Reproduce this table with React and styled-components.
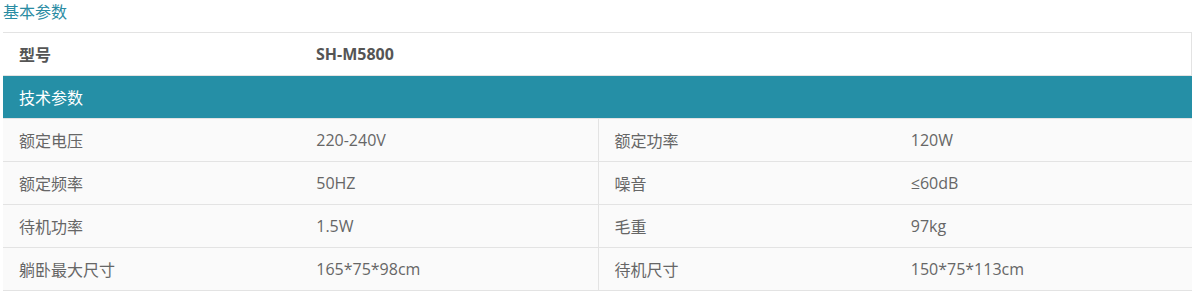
import React from "react";
import styled, { createGlobalStyle } from "styled-components";

const GlobalStyle = createGlobalStyle`
  html, body {
    margin: 0;
    padding: 0;
    background: #fff;
  }
  body {
    font-family: "Open Sans", "Noto Sans CJK SC", sans-serif;
    font-size: 16px;
  }
`;

const Page = styled.div`
  width: 1189px;
  margin-left: 3px;
`;

const Title = styled.div`
  color: #2a8ca3;
  line-height: 24px;
  height: 32px;
`;

const Table = styled.div`
  display: flex;
  flex-direction: column;
  border-top: 1px solid #e3e3e3;
`;

const Row = styled.div`
  display: grid;
  grid-template-columns: repeat(4, 1fr);
  height: 42px;
  align-items: stretch;
  background: ${(p) => (p.$alt ? "#fafafa" : "#fff")};
  border-bottom: 1px solid #e3e3e3;
  border-right: ${(p) => (p.$edge ? "1px solid #e3e3e3" : "none")};
`;

const Cell = styled.div`
  display: flex;
  align-items: center;
  padding-left: 16px;
  color: #666;
  font-weight: ${(p) => (p.$bold ? 700 : 400)};
  ${(p) => p.$bold && "color: #555;"}
  border-left: ${(p) => (p.$divide ? "1px solid #e3e3e3" : "none")};
`;

const Band = styled.div`
  display: flex;
  align-items: center;
  height: 42px;
  padding-left: 16px;
  background: #258fa6;
  color: #fff;
  border-bottom: 1px solid #e3e3e3;
`;

const specs = [
  ["额定电压", "220-240V", "额定功率", "120W"],
  ["额定频率", "50HZ", "噪音", "≤60dB"],
  ["待机功率", "1.5W", "毛重", "97kg"],
  ["躺卧最大尺寸", "165*75*98cm", "待机尺寸", "150*75*113cm"],
];

const App = () => {
  return (
    <Page>
      <GlobalStyle />
      <Title>基本参数</Title>
      <Table>
        <Row $edge>
          <Cell $bold>型号</Cell>
          <Cell $bold>SH-M5800</Cell>
          <Cell />
          <Cell />
        </Row>
        <Band>技术参数</Band>
        {specs.map((r) => (
          <Row $alt key={r[0]}>
            <Cell>{r[0]}</Cell>
            <Cell>{r[1]}</Cell>
            <Cell $divide>{r[2]}</Cell>
            <Cell>{r[3]}</Cell>
          </Row>
        ))}
      </Table>
    </Page>
  );
};

export default App;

PROBLEM STATEMENT: Restate the full listing verbatim and drop every picture.

EXERCISE OUTPUT:
Reproduce this table with React and styled-components.
import React from "react";
import styled, { createGlobalStyle } from "styled-components";

const GlobalStyle = createGlobalStyle`
  html, body {
    margin: 0;
    padding: 0;
    background: #fff;
  }
  body {
    font-family: "Open Sans", "Noto Sans CJK SC", sans-serif;
    font-size: 16px;
  }
`;

const Page = styled.div`
  width: 1189px;
  margin-left: 3px;
`;

const Title = styled.div`
  color: #2a8ca3;
  line-height: 24px;
  height: 32px;
`;

const Table = styled.div`
  display: flex;
  flex-direction: column;
  border-top: 1px solid #e3e3e3;
`;

const Row = styled.div`
  display: grid;
  grid-template-columns: repeat(4, 1fr);
  height: 42px;
  align-items: stretch;
  background: ${(p) => (p.$alt ? "#fafafa" : "#fff")};
  border-bottom: 1px solid #e3e3e3;
  border-right: ${(p) => (p.$edge ? "1px solid #e3e3e3" : "none")};
`;

const Cell = styled.div`
  display: flex;
  align-items: center;
  padding-left: 16px;
  color: #666;
  font-weight: ${(p) => (p.$bold ? 700 : 400)};
  ${(p) => p.$bold && "color: #555;"}
  border-left: ${(p) => (p.$divide ? "1px solid #e3e3e3" : "none")};
`;

const Band = styled.div`
  display: flex;
  align-items: center;
  height: 42px;
  padding-left: 16px;
  background: #258fa6;
  color: #fff;
  border-bottom: 1px solid #e3e3e3;
`;

const specs = [
  ["额定电压", "220-240V", "额定功率", "120W"],
  ["额定频率", "50HZ", "噪音", "≤60dB"],
  ["待机功率", "1.5W", "毛重", "97kg"],
  ["躺卧最大尺寸", "165*75*98cm", "待机尺寸", "150*75*113cm"],
];

const App = () => {
  return (
    <Page>
      <GlobalStyle />
      <Title>基本参数</Title>
      <Table>
        <Row $edge>
          <Cell $bold>型号</Cell>
          <Cell $bold>SH-M5800</Cell>
          <Cell />
          <Cell />
        </Row>
        <Band>技术参数</Band>
        {specs.map((r) => (
          <Row $alt key={r[0]}>
            <Cell>{r[0]}</Cell>
            <Cell>{r[1]}</Cell>
            <Cell $divide>{r[2]}</Cell>
            <Cell>{r[3]}</Cell>
          </Row>
        ))}
      </Table>
    </Page>
  );
};

export default App;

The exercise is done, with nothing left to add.